What if teachers could create a collection of evidence about their students’ learning that is appropriate for the curriculum and students being taught and targeted to goals the teacher is pursuing for improvement? In a given year, one teacher’s evidence set might include gains on the vertically scaled Developmental Reading Assessment she administers to students, plus gains on the English language proficiency test for new English learners,
and rubric scores on the beginning and end of the year essays her grade level team assigns and collectively scores.
Another teacher’s evidence set might include the results of the AP test in Calculus with a pretest on key concepts in the course, plus pre- and posttests on a unit regarding the theory of limits which he aimed to improve this year, plus evidence from students’ mathematics projects using trigonometry to estimate the distance of a major landmark from their home. VAM ratings from a state test might be included when appropriate, but they would not stand alone as though they offered incontrovertible evidence about teacher effectiveness.
Evaluation ratings would combine the evidence from multiple sources in a judgment model, as Massachusetts’ plan does, using a matrix to combine and evaluate several pieces of student learning data, and then integrate that rating with those from observations and professional contributions. Teachers receive low or high ratings when multiple indicators point in the same direction. Rather than merely tallying up disparate percentages and urging administrators to align their observations with inscrutable VAM scores, this approach would identify teachers who warrant intervention while enabling pedagogical discussions among teachers and evaluators based on evidence that connects what teachers do with how their students learn. A number of studies suggest that teachers become more effective as they receive feedback from standards-based observations and as they develop ways to evaluate their students’ learning in relation to their practice (Darling-Hammond, 2013).
If the objective is not just to rank teachers and slice off those at the bottom, irrespective of accuracy, but instead to support improvement while providing evidence needed for action, this modest proposal suggests we might make more headway by allowing educators to design systems that truly add value to their knowledge of how students are learning in relation to how teachers are teaching.
*****
If interested, see the Review of Article #1 – the introduction to the special issue here; see the Review of Article #2 – on VAMs’ measurement errors, issues with retroactive revisions, and (more) problems with using standardized tests in VAMs here; see the Review of Article #3 – on VAMs’ potentials here; see the Review of Article #4 – on observational systems’ potentials here; see the Review of Article #5 – on teachers’ perceptions of observations and student growth here; see the Review of Article (Essay) #6 – on VAMs as tools for “egg-crate” schools here; and see the Review of Article (Commentary) #7 – on VAMs situated in their appropriate ecologies here; and see the Review of Article #8, Part I – on a more research-based assessment of VAMs’ potentials here.
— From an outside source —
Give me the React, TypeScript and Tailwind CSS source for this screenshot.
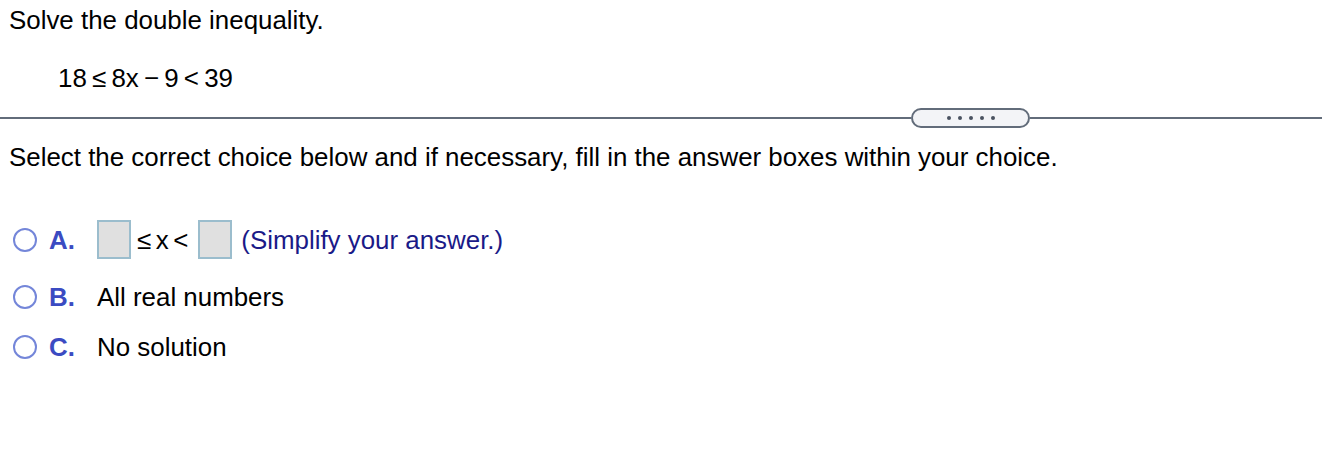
import React from "react";

const Radio = () => (
  <span className="ml-[13px] mr-[12px] inline-block h-[24px] w-[24px] shrink-0 rounded-full border-2 border-[#7486d9]"></span>
);

const AnswerBox = () => (
  <span className="inline-block h-[39px] w-[34px] border-2 border-[#9bbdcd] bg-[#e0e0e0]"></span>
);

const Choice = ({
  letter,
  children,
  className,
}: {
  letter: string;
  children: React.ReactNode;
  className?: string;
}) => (
  <div className={`flex items-center ${className ?? ""}`}>
    <Radio />
    <span className="w-[48px] font-bold text-[#3b4bc2]">{letter}</span>
    {children}
  </div>
);

export default function App() {
  return (
    <div className="min-h-[460px] w-[1322px] bg-white font-['Liberation_Sans',Arial,sans-serif] text-[25.9px] leading-[30px] text-black">
      <p className="pl-[9px] pt-[4.5px]">Solve the double inequality.</p>
      <p className="mt-[28px] pl-[58px] [word-spacing:-2px]">18 ≤ 8x − 9 &lt; 39</p>

      {/* divider with the collapsed pill */}
      <div className="mt-[15.5px] flex h-[20px] items-center">
        <div className="h-[2px] w-[911px] bg-[#626c7a]"></div>
        <div className="flex h-[20px] w-[119px] items-center justify-center gap-[7px] rounded-full border-2 border-[#626c7a] bg-[#f3f4f7]">
          <span className="h-[4px] w-[4px] rounded-full bg-[#4a5260]"></span>
          <span className="h-[4px] w-[4px] rounded-full bg-[#4a5260]"></span>
          <span className="h-[4px] w-[4px] rounded-full bg-[#4a5260]"></span>
          <span className="h-[4px] w-[4px] rounded-full bg-[#4a5260]"></span>
          <span className="h-[4px] w-[4px] rounded-full bg-[#4a5260]"></span>
        </div>
        <div className="h-[2px] flex-1 bg-[#626c7a]"></div>
      </div>

      <p className="mt-[13.5px] pl-[9px]">
        Select the correct choice below and if necessary, fill in the answer boxes within your choice.
      </p>

      <Choice letter="A." className="mt-[48.5px] h-[39px]">
        <AnswerBox />
        <span className="ml-[6px] mr-[10px] flex gap-[4.5px]">
          <span>≤</span>
          <span>x</span>
          <span>&lt;</span>
        </span>
        <AnswerBox />
        <span className="ml-[9px] text-[#1a1a88]">(Simplify your answer.)</span>
      </Choice>
      <Choice letter="B." className="mt-[22.5px]">
        <span>All real numbers</span>
      </Choice>
      <Choice letter="C." className="mt-[20px]">
        <span>No solution</span>
      </Choice>
    </div>
  );
}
Article #8, Part II Reference: Darling-Hammond, L. (2015). Can value-added add value to teacher evaluation? Educational Researcher, 44(2), 132-137. doi:10.3102/0013189X15575346
I am amazed at the absolute reliance in this and so many efforts to address accountability on examples of content from math and from reading, as if there were not different issues when you are teaching other subjects and units of study that are discontinuous with an organizing name for the whole course so general it is not much more than a mailbox. For example, it is not unusual for a general exploratory course in the visual arts for middle school to have several units with some opportunities for choices of projects– drawing and painting, graphic design, architecture, sculpture, photography and so on. In the same district, a different teacher may have a combination of theme based units for individual exploration with choices in media and also a choice for collaborative projects. Both teachers introduce the students to art history, ideas about looking and thinking about works of art, some technical vocabulary but in no sense are these units conceived around the idea that every student will master all of the information in circulation.
Pre and post tests can be forced into these curriculum structures, as in the writing exercises called student learning objectives, but to what end? The teachers and students and sometimes groups of students can be required to document learning, and to meet standards, but the achievements of students across these exploratory projects will, in the end, reflect different affinities, prior levels of instruction, constraints of all kinds in schedules, class composition, resources. and so on.
The tail is wagging the dog when the demand for accountability is focused on ideas about alignments, mastery, standards, improvements, “effectiveness” without some serious considerations of the teaching context and the full spectrum of content and forms of evaluation appropriate to a full spectrum and multifaceted educational program, including the aims of instruction at various levels. And context matters. If your classes meet every other week on an A and B week schedule, what counts as improvement in practice is different from daily instruction.